As we do not use a crop factor climatology/ time series in Wflow for water demand, another more suitable approach is to use the leaf area index time series (climatology/forcing) for determining the growing season of irrigated crops. See also the following links for more detailed information Global Variability of Simulated and Observed Vegetation Growing Season, CRESCENDO and github code.

Not sure if we need to follow this approach completely in hydromt_wflow (perhaps Eq. 2 in Peano et al. is already sufficient), but a climatology map with a parameter that indicates whether crops are growing and irrigation can be applied would be very useful.
@JoostBuitink, @hboisgon and @dalmijn what do you think of this approach?
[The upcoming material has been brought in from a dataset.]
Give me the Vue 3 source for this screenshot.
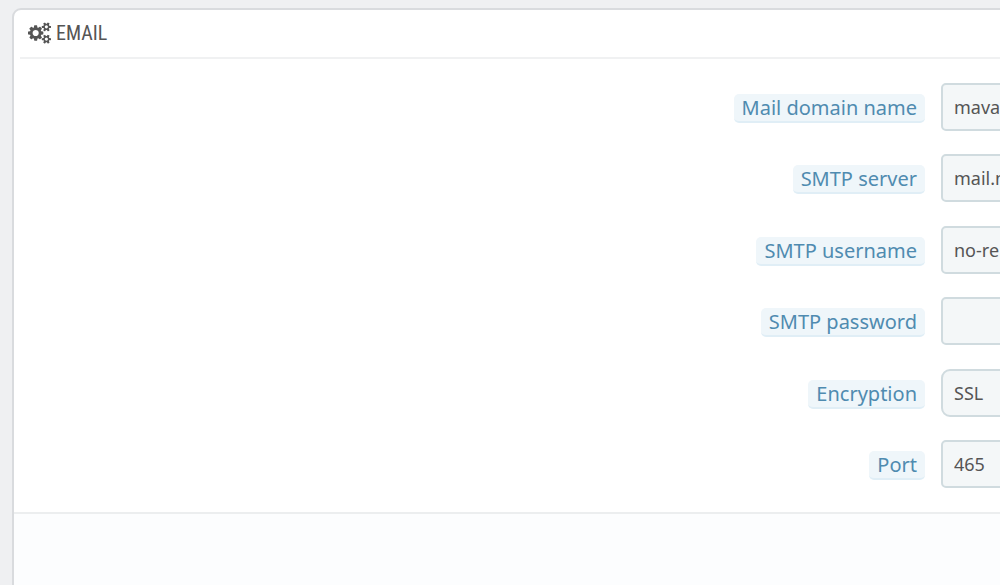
<script setup>
import { reactive } from 'vue'

const fields = reactive([
  { id: 'domain', label: 'Mail domain name', type: 'text', value: 'mava' },
  { id: 'server', label: 'SMTP server', type: 'text', value: 'mail.m' },
  { id: 'username', label: 'SMTP username', type: 'text', value: 'no-re' },
  { id: 'password', label: 'SMTP password', type: 'password', value: '' },
  { id: 'encryption', label: 'Encryption', type: 'select', value: 'SSL' },
  { id: 'port', label: 'Port', type: 'text', value: '465' }
])
</script>

<template>
  <main class="page">
    <form class="panel" @submit.prevent>
      <h1 class="heading">
        <svg class="cogs" viewBox="0 0 1920 1792" aria-hidden="true">
          <path d="M896 896q0-106-75-181t-181-75-181 75-75 181 75 181 181 75 181-75 75-181zm768 512q0-52-38-90t-90-38-90 38-38 90q0 53 37.500 90.500t90.500 37.500 90.500-37.500 37.500-90.500zm0-1024q0-52-38-90t-90-38-90 38-38 90q0 53 37.500 90.500t90.500 37.500 90.500-37.500 37.500-90.500zm-384 421v185q0 10-7 19.500t-16 10.500l-155 24q-11 35-32 76 34 48 90 115 7 11 7 20 0 12-7 19-23 30-82.500 89.500t-78.500 59.500q-11 0-21-7l-115-90q-37 19-77 31-11 108-23 155-7 24-30 24h-186q-11 0-20-7.500t-10-17.500l-23-153q-34-10-75-31l-118 89q-7 7-20 7-11 0-21-8-144-133-144-160 0-9 7-19 10-14 41-53t47-61q-23-44-35-82l-152-24q-10-1-17-9.500t-7-19.500v-185q0-10 7-19.500t16-10.500l155-24q11-35 32-76-34-48-90-115-7-11-7-20 0-12 7-20 22-30 82-89t79-59q11 0 21 7l115 90q34-18 77-32 11-108 23-154 7-24 30-24h186q11 0 20 7.500t10 17.500l23 153q34 10 75 31l118-89q8-7 20-7 11 0 21 8 144 133 144 160 0 8-7 19-12 16-42 54t-45 60q23 48 34 82l152 23q10 2 17 10.500t7 19.500zm640 533v140q0 16-149 31-12 27-30 52 51 113 51 138 0 4-4 7-122 71-124 71-8 0-46-47t-52-68q-20 2-30 2t-30-2q-14 21-52 68t-46 47q-2 0-124-71-4-3-4-7 0-25 51-138-18-25-30-52-149-15-149-31v-140q0-16 149-31 13-29 30-52-51-113-51-138 0-4 4-7 4-2 35-20t59-34 30-16q8 0 46 46.500t52 67.500q20-2 30-2t30 2q51-71 92-112l6-2q4 0 124 70 4 3 4 7 0 25-51 138 17 23 30 52 149 15 149 31zm0-1024v140q0 16-149 31-12 27-30 52 51 113 51 138 0 4-4 7-122 71-124 71-8 0-46-47t-52-68q-20 2-30 2t-30-2q-14 21-52 68t-46 47q-2 0-124-71-4-3-4-7 0-25 51-138-18-25-30-52-149-15-149-31v-140q0-16 149-31 13-29 30-52-51-113-51-138 0-4 4-7 4-2 35-20t59-34 30-16q8 0 46 46.500t52 67.500q20-2 30-2t30 2q51-71 92-112l6-2q4 0 124 70 4 3 4 7 0 25-51 138 17 23 30 52 149 15 149 31z" />
        </svg>
        <span>EMAIL</span>
      </h1>

      <div class="fields">
        <div v-for="field in fields" :key="field.id" class="row">
          <div class="label-cell">
            <label class="label" :for="field.id">{{ field.label }}</label>
          </div>
          <select v-if="field.type === 'select'" :id="field.id" v-model="field.value" class="control select">
            <option>SSL</option>
          </select>
          <input v-else :id="field.id" v-model="field.value" class="control" :type="field.type" autocomplete="off">
        </div>
      </div>

      <footer class="footer"></footer>
    </form>
  </main>
</template>

<style>
body {
  background: #eff0f2;
}
</style>

<style scoped>
.page {
  box-sizing: border-box;
  display: flex;
  height: 100vh;
  padding: 8px 0 0 12px;
  overflow: hidden;
  font-family: "Noto Sans", "Open Sans", sans-serif;
}

.panel {
  flex: 1;
  display: flex;
  flex-direction: column;
  min-width: 0;
  margin-right: -40px;
  margin-bottom: -20px;
  background: #fff;
  border: 2px solid #d9dbde;
  border-radius: 9px;
  overflow: hidden;
}

.heading {
  display: flex;
  align-items: center;
  gap: 5px;
  height: 45px;
  margin: 0 0 0 6px;
  padding: 0 0 2px 8px;
  border-bottom: 2px solid #f0f1f2;
  color: #555;
  font-family: "Ubuntu Condensed", "Roboto Condensed", "Open Sans Condensed", "DejaVu Sans Condensed", sans-serif;
  font-size: 20px;
  font-weight: 400;
  line-height: 30px;
}

.cogs {
  flex: none;
  width: 23px;
  height: 22px;
  fill: #555;
}

.fields {
  display: grid;
  align-content: space-between;
  min-height: 405px;
  padding: 24px 0;
}

.row {
  display: grid;
  grid-template-columns: 1fr 97px;
  column-gap: 16px;
}

.label-cell {
  display: flex;
  justify-content: flex-end;
  align-items: center;
  padding-top: 3px;
}

.label {
  padding: 0 8px;
  background: #eff6fa;
  border-bottom: 2px solid #e0eef6;
  border-radius: 5px;
  color: #4f8bb0;
  font-size: 20px;
  line-height: 27px;
}

.control {
  box-sizing: border-box;
  width: 100%;
  height: 48px;
  margin: 0;
  padding: 0 11px;
  appearance: none;
  background: #f4f7f8;
  border: 2px solid #d0dbdf;
  border-radius: 5px;
  outline: none;
  color: #555;
  font-family: inherit;
  font-size: 18px;
}

.select {
  border-radius: 9px;
}

.footer {
  flex: 1;
  background: #fcfdfe;
  border-top: 2px solid #eceeef;
}
</style>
After a discussion with @verseve, we decided the following functionality to be added to the current PR:

• If paddy fields are present in the model, update the soil layers in the wflow model (and thus also update the c parameter):
  • Use the following default values: [50, 100, 50, 200, 800, ]. This stays close to the default values ([100, 300, 800,]), but allows us to add a layer below the paddy fields (from 15 to 20 cm depth) where we can restrict the conductivity to ensure water stays in the top 15 cm.
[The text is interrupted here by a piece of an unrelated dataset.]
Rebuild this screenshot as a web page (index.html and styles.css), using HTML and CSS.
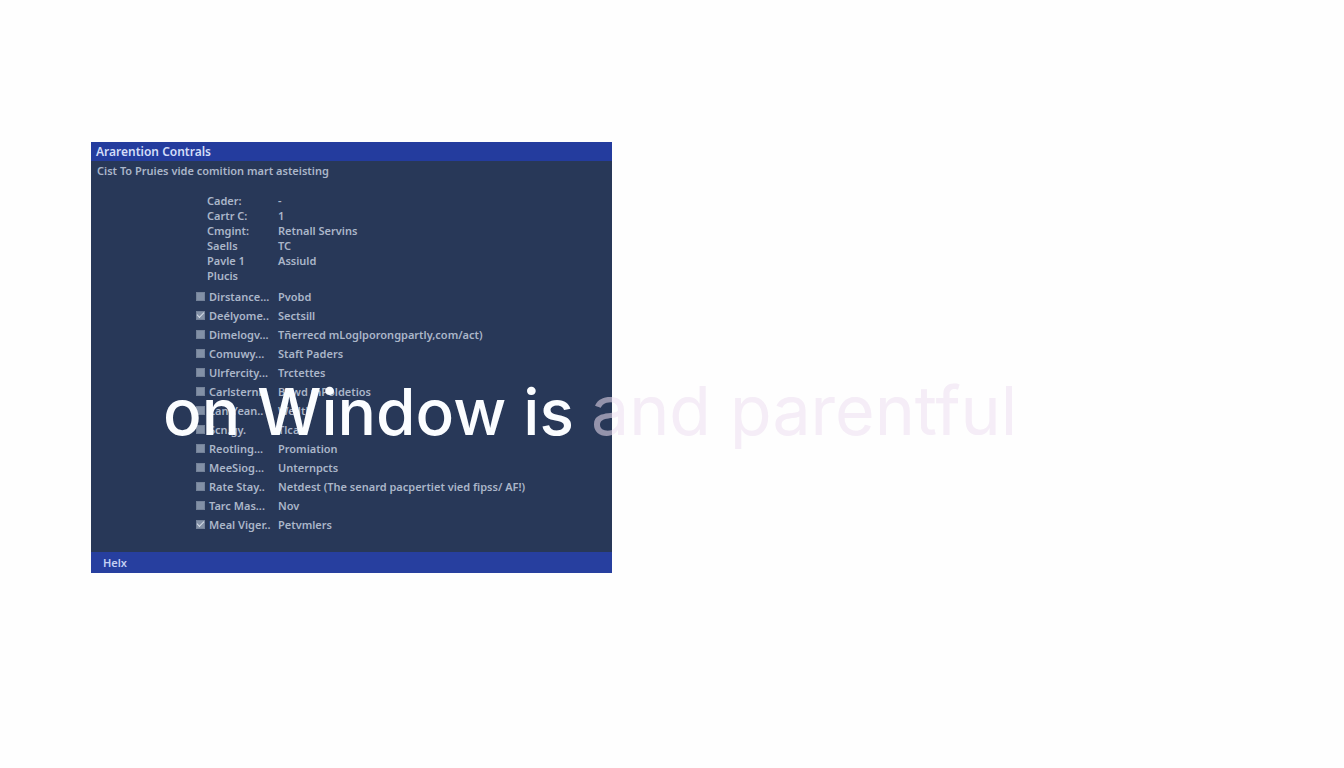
FILE: index.html
```html
<!DOCTYPE html>
<html lang="en">
<head>
    <meta charset="UTF-8">
    <meta name="viewport" content="width=device-width, initial-scale=1.0">
    <title>Ararention Contrals</title>
    <link rel="stylesheet" href="styles.css">
</head>
<body>
    <main class="stage">
        <section class="window">
            <h1 class="window-title">Ararention Contrals</h1>
            <div class="window-body">
                <p class="intro">Cist To Pruies vide comition mart asteisting</p>
                <dl class="details">
                    <dt>Cader:</dt><dd>-</dd>
                    <dt>Cartr C:</dt><dd>1</dd>
                    <dt>Cmgint:</dt><dd>Retnall Servins</dd>
                    <dt>Saells</dt><dd>TC</dd>
                    <dt>Pavle 1</dt><dd>Assiuld</dd>
                    <dt>Plucis</dt><dd></dd>
                </dl>
                <div class="options">
                    <label class="option"><input type="checkbox"><span>Dirstance...</span><span>Pvobd</span></label>
                    <label class="option"><input type="checkbox" checked><span>Deélyome..</span><span>Sectsill</span></label>
                    <label class="option"><input type="checkbox"><span>Dimelogv...</span><span>Tñerrecd mLoglporongpartly,com/act)</span></label>
                    <label class="option"><input type="checkbox"><span>Comuwy...</span><span>Staft Paders</span></label>
                    <label class="option"><input type="checkbox"><span>Ulrfercity...</span><span>Trctettes</span></label>
                    <label class="option"><input type="checkbox"><span>Carlsterni..</span><span>Bowd mPoldetios</span></label>
                    <label class="option"><input type="checkbox"><span>Lan Yean..</span><span>Wellth</span></label>
                    <label class="option"><input type="checkbox"><span>Scn.gy.</span><span>Tlca</span></label>
                    <label class="option"><input type="checkbox"><span>Reotling...</span><span>Promiation</span></label>
                    <label class="option"><input type="checkbox"><span>MeeSiog...</span><span>Unternpcts</span></label>
                    <label class="option"><input type="checkbox"><span>Rate Stay..</span><span>Netdest (The senard pacpertiet vied fipss/ AF!)</span></label>
                    <label class="option"><input type="checkbox"><span>Tarc Mas...</span><span>Nov</span></label>
                    <label class="option"><input type="checkbox" checked><span>Meal Viger..</span><span>Petvmlers</span></label>
                </div>
            </div>
            <footer class="window-footer">Helx</footer>
        </section>
        <p class="caption">on Window is <span class="caption-next">and parentful</span></p>
    </main>
</body>
</html>
```
FILE: styles.css
```css
* {
    box-sizing: border-box;
}
body {
    margin: 0;
    background-color: #fefefe;
    font-family: "Noto Sans", sans-serif;
    font-size: 11px;
    font-weight: 600;
    color: #abb6c9;
}
.stage {
    position: relative;
    min-height: 100vh;
    padding: 142px 91px;
}
.window {
    max-width: 521px;
    background-color: #283858;
}
.window-title {
    margin: 0;
    padding: 0 5px;
    background-color: #243c9e;
    color: #d3dcf8;
    font-size: 12px;
    font-weight: 600;
    line-height: 19px;
}
.window-body {
    padding: 0 6px 18px;
}
.intro {
    margin: 0 0 12px;
    line-height: 20px;
}
.details {
    display: grid;
    grid-template-columns: 71px 1fr;
    margin: 0 0 4px 110px;
    line-height: 15px;
}
.details dd {
    margin: 0;
}
.options {
    margin-left: 99px;
}
.option {
    display: grid;
    grid-template-columns: 10px 66px 1fr;
    align-items: center;
    column-gap: 3px;
    line-height: 19px;
    white-space: nowrap;
}
.option input {
    appearance: none;
    width: 9px;
    height: 9px;
    margin: 0;
    background-color: #8290a6;
    border: 1px solid #748299;
}
/* small tick drawn inside the box */
.option input:checked::before {
    content: "";
    display: block;
    width: 6px;
    height: 3px;
    border-left: 1px solid #d5dce6;
    border-bottom: 1px solid #d5dce6;
    transform: rotate(-45deg);
}
.window-footer {
    padding: 0 12px;
    background-color: #273f9f;
    color: #c5d0f3;
    font-weight: 600;
    line-height: 21px;
}
/* the caption runs across the window and the empty page */
.caption {
    position: absolute;
    top: 370px;
    left: 163px;
    margin: 0;
    color: #fbfdff;
    font-family: Inter, sans-serif;
    font-size: 64px;
    font-weight: 500;
    line-height: 80px;
    white-space: nowrap;
}
.caption-next {
    color: rgba(236, 223, 240, 0.55);
    font-size: 68px;
    font-weight: 400;
}
```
  • For the layer from 15 to 20 cm depth, we restrict the vertical conductivity to ~5 mm/day, by setting the kvfrac for that specific layer. For all other layers, this parameter remains 1.
• To determine when irrigation starts, we will the approach using LAI, since (1) we already use that data in our model setup, so we don't need to use yet another dataset, and (2) it makes sense to use the LAI as a measure when a crop starts growing. We add a layer to the staticmaps (irrigation_trigger or something) that essentially flags for each pixel and month whether irrigation can start.